Most of all, however, leadership in our world demands that we be men and women who are unafraid to heed Teddy Roosevelt’s call of entering “the arena.”

Guiding an institution that places such a premium on creating fearless leaders was a joy until Feb. 26, 2012. That was the day a vigilante killed Trayvon Martin. As a result of Florida laws, his killer was permitted to go unpunished. It was difficult to explain to my students, many of whom looked and dressed like Trayvon Martin, how a man could pursue and kill an unarmed person and face no reprisal. It was even more difficult to explain to them that due to the laws in Texas, it could happen to them here, too.

Almost 18 months later, we watched Eric Garner die on YouTube. Think about that for a moment.

Anyone with an Internet connection could hear him utter his last words while a team of police officers applied a lethal and illegal chokehold to his neck. Several months later came the verdict that his killers would see no discipline at the hands of the justice system. I had no lecture for that outcome. After all, what could I say? I watched the same video and sat speechless when the decision not to indict the officers was announced.

After Eric Garner, the victims started coming at a pace that overwhelmed any lesson plan or town hall discussion: Michael Brown, Tamir Rice, Anthony Hill, Walter Scott, Freddie Gray.

All of these black males were betrayed by a system that was supposed to protect them. The solace offered to my students by their country amounted to a brief hug, followed by a few sympathetic looks, and then a return to the status quo. Only, there was no return to the status quo for the students. They were left traumatized by the idea that, for them, there is no safe quarter. Worse, no one seems to really care enough to do anything about it.

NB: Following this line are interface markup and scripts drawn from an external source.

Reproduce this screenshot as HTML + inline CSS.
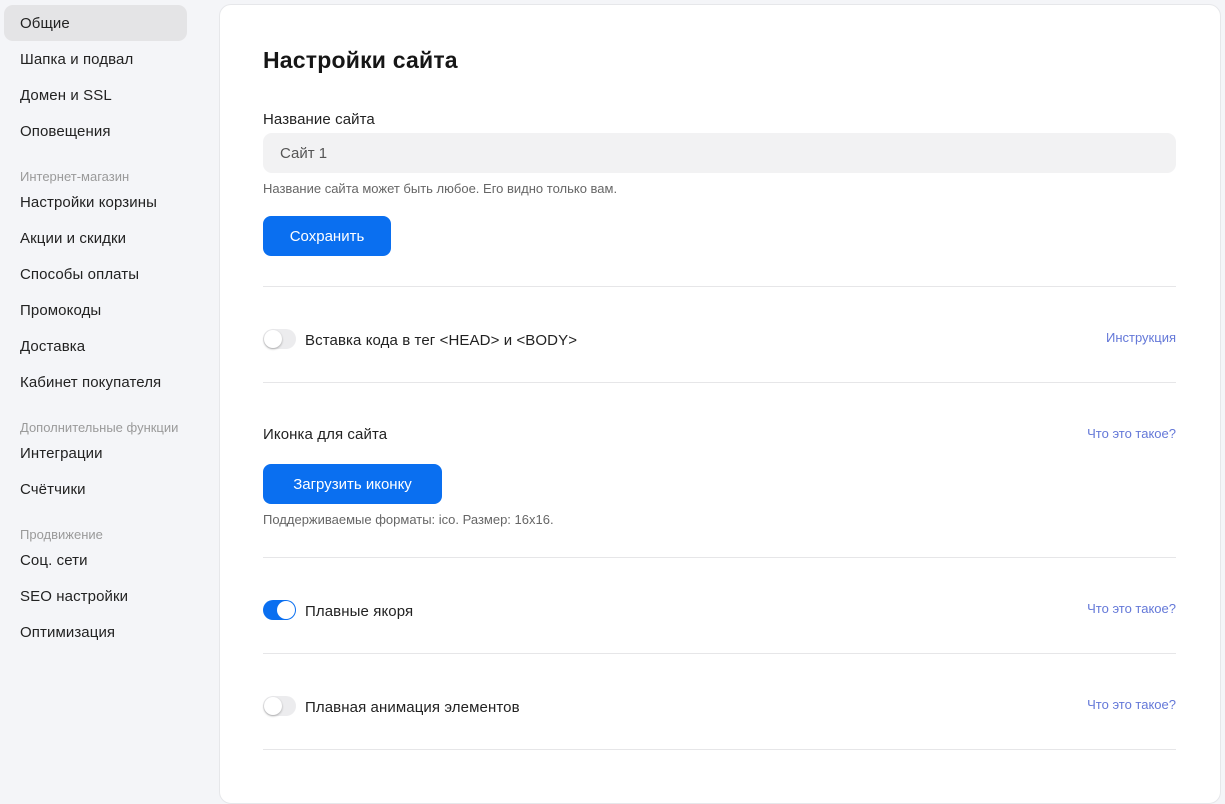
<!DOCTYPE html>
<html><head><meta charset="utf-8"><style>
*{box-sizing:border-box;margin:0;padding:0}
body{width:1225px;height:787px;overflow:hidden;background:#f4f5f8;font-family:"Liberation Sans",Arial,sans-serif;color:#1f1f1f;position:relative}
.nav{position:absolute;left:4px;top:0;width:183px}
.it{position:absolute;left:0;width:183px;height:36px;line-height:38px;padding-left:16px;font-size:15px;color:#222;border-radius:9px;letter-spacing:.1px}
.it.a{background:#e4e4e6}
.hd{position:absolute;left:16px;font-size:13px;color:#9a9a9a;margin-top:1px}
.card{position:absolute;left:219px;top:4px;width:1002px;height:800px;background:#fff;border:1px solid #e6e7ea;border-radius:12px}
.abs{position:absolute}
h1{position:absolute;left:263px;top:47px;font-size:23px;font-weight:bold;color:#161616;letter-spacing:.2px}
.lbl{font-size:15px;color:#222;margin-top:1px;letter-spacing:.1px}
.inp{left:263px;top:133px;width:913px;height:40px;background:#f2f2f3;border-radius:9px;padding-left:17px;line-height:42px;font-size:15px;color:#555}
.hint{font-size:13px;color:#666;margin-top:1px}
.btn{background:#0a6ff0;color:#fff;font-size:15px;border-radius:8px;text-align:center;height:40px;line-height:42px}
.hr{left:263px;width:913px;height:1px;background:#e6e6e8}
.tg{width:33px;height:20px;border-radius:10px;background:#ececee;left:263px}
.tg::after{content:"";position:absolute;left:1px;top:1px;width:18px;height:18px;border-radius:50%;background:#fff;box-shadow:0 1px 2px rgba(0,0,0,.3)}
.tg.on{background:#0a6ff0}
.tg.on::after{left:14px;box-shadow:none}
.lk{font-size:13px;color:#6478d8;right:49px;margin-top:1px}
</style></head><body>
<div class="nav">
<div class="it a" style="top:5px">Общие</div>
<div class="it" style="top:41px">Шапка и подвал</div>
<div class="it" style="top:77px">Домен и SSL</div>
<div class="it" style="top:113px">Оповещения</div>
<div class="hd" style="top:168px">Интернет-магазин</div>
<div class="it" style="top:184px">Настройки корзины</div>
<div class="it" style="top:220px">Акции и скидки</div>
<div class="it" style="top:256px">Способы оплаты</div>
<div class="it" style="top:292px">Промокоды</div>
<div class="it" style="top:328px">Доставка</div>
<div class="it" style="top:364px">Кабинет покупателя</div>
<div class="hd" style="top:419px">Дополнительные функции</div>
<div class="it" style="top:435px">Интеграции</div>
<div class="it" style="top:471px">Счётчики</div>
<div class="hd" style="top:526px">Продвижение</div>
<div class="it" style="top:542px">Соц. сети</div>
<div class="it" style="top:578px">SEO настройки</div>
<div class="it" style="top:614px">Оптимизация</div>
</div>
<div class="card"></div>
<h1>Настройки сайта</h1>
<div class="abs lbl" style="left:263px;top:110px">Название сайта</div>
<div class="abs inp">Сайт 1</div>
<div class="abs hint" style="left:263px;top:180px">Название сайта может быть любое. Его видно только вам.</div>
<div class="abs btn" style="left:263px;top:216px;width:128px">Сохранить</div>
<div class="abs hr" style="top:286px"></div>
<div class="abs tg" style="top:329px"></div>
<div class="abs lbl" style="left:305px;top:331px">Вставка кода в тег &lt;HEAD&gt; и &lt;BODY&gt;</div>
<div class="abs lk" style="top:329px">Инструкция</div>
<div class="abs hr" style="top:382px"></div>
<div class="abs lbl" style="left:263px;top:425px">Иконка для сайта</div>
<div class="abs lk" style="top:425px">Что это такое?</div>
<div class="abs btn" style="left:263px;top:464px;width:179px">Загрузить иконку</div>
<div class="abs hint" style="left:263px;top:511px">Поддерживаемые форматы: ico. Размер: 16x16.</div>
<div class="abs hr" style="top:557px"></div>
<div class="abs tg on" style="top:600px"></div>
<div class="abs lbl" style="left:305px;top:602px">Плавные якоря</div>
<div class="abs lk" style="top:600px">Что это такое?</div>
<div class="abs hr" style="top:653px"></div>
<div class="abs tg" style="top:696px"></div>
<div class="abs lbl" style="left:305px;top:698px">Плавная анимация элементов</div>
<div class="abs lk" style="top:696px">Что это такое?</div>
<div class="abs hr" style="top:749px"></div>
</body></html>
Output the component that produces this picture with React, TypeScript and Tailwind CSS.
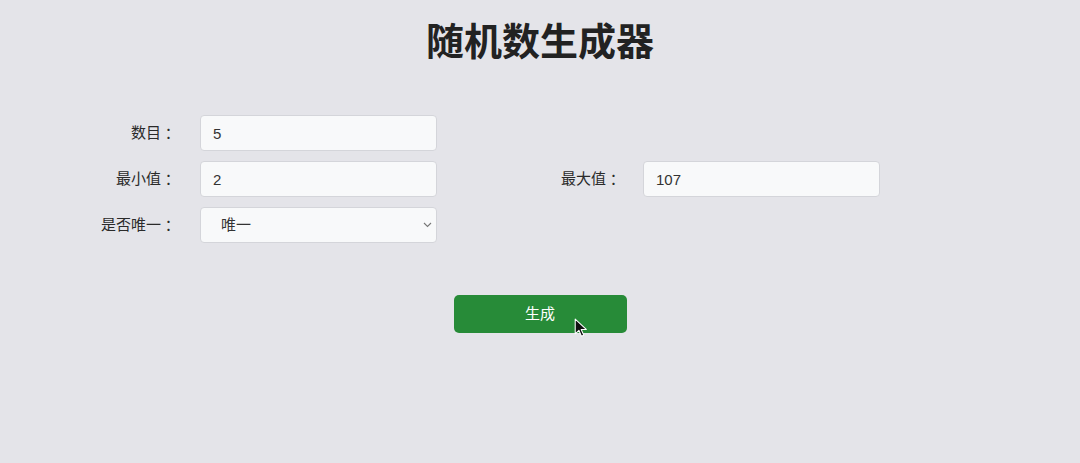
import React from 'react';

const font = { fontFamily: '"Liberation Sans", "Noto Sans CJK SC", sans-serif' };
const colonFont = { fontFamily: '"Noto Sans CJK TC", sans-serif' };

function Field({ value }: { value: string }) {
  return (
    <input
      readOnly
      value={value}
      className="h-[36px] w-[237px] rounded-[4px] border border-[#d4d5da] bg-[#f8f9fa] px-[12px] text-[15px] text-[#333] outline-none"
      style={font}
    />
  );
}

function Label({ text, right }: { text: string; right?: boolean }) {
  return (
    <label className={`flex h-[36px] items-center justify-end ${right ? 'pr-[22px]' : 'pr-[24px]'}`}>
      {text}
      <span style={colonFont}>：</span>
    </label>
  );
}

export default function App() {
  return (
    <div className="relative min-h-[463px] w-full bg-[#e4e4e9] text-[#222]" style={font}>
      <h1 className="pt-[18px] text-center text-[38px] font-bold leading-[48px] text-[#222]">随机数生成器</h1>

      <div className="mt-[49px] grid grid-cols-[200px_237px_206px_237px] gap-y-[10px] text-[15px] text-[#2a2a2a]">
        <Label text="数目" />
        <Field value="5" />
        <div />
        <div />

        <Label text="最小值" />
        <Field value="2" />
        <Label text="最大值" right />
        <Field value="107" />

        <Label text="是否唯一" />
        <div className="relative h-[36px] w-[237px]">
          <select
            defaultValue="unique"
            className="h-[36px] w-[237px] appearance-none rounded-[4px] border border-[#d4d5da] bg-[#f8f9fa] pl-[20px] text-[15px] text-[#333] outline-none"
            style={font}
          >
            <option value="unique">唯一</option>
            <option value="repeat">可重复</option>
          </select>
          <svg className="pointer-events-none absolute right-[5px] top-[15px]" width="9" height="6" viewBox="0 0 9 6" fill="none">
            <path d="M1 1l3.5 3.5L8 1" stroke="#777" strokeWidth="1.1" />
          </svg>
        </div>
        <div />
        <div />
      </div>

      <div className="mt-[52px] flex justify-center">
        <button className="relative h-[38px] w-[173px] rounded-[5px] bg-[#278b38] text-[15px] text-white" style={font}>
          生成
          <svg className="absolute left-[120px] top-[23px]" width="14" height="20" viewBox="0 0 13 19">
            <path d="M1 1v14l3.5-3.3 2.4 5.6 2.2-1-2.4-5.4H11.5z" fill="#111" stroke="#fff" strokeWidth="1" strokeLinejoin="round" />
          </svg>
        </button>
      </div>
    </div>
  );
}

But then came Dajerria Becton. She was a 15-year old girl in a bathing suit at a pool party. Dajerria Becton was such a menace to society that a 200-pound McKinney, Texas, police officer felt the need to place his knees in her back and neck while she cried out for her mother.

Dajerria Becton might one day be my student — an opportunity that Trayvon Martin, Michael Brown and Tamir Rice will never have. She deserves a different lecture than the ones that I used to give about being strong and speaking truth to power.

I now realize that Dajerria and current students like her will need to be taught more Sun Tzu and less Chaucer. We must create lesson plans that can answer both “why do people hate us so much?” and the importance of “I, Too” by Langston Hughes.

I will need to hold my students close and tell them that I love them every day. But I will struggle with telling them to have faith in a system that I know might very well betray them one day.

I will wonder how to tutor them to find peace in places where there is none. And I have no idea how to teach them to close their eyes and pray when I close my eyes and all I see is Emanuel AME.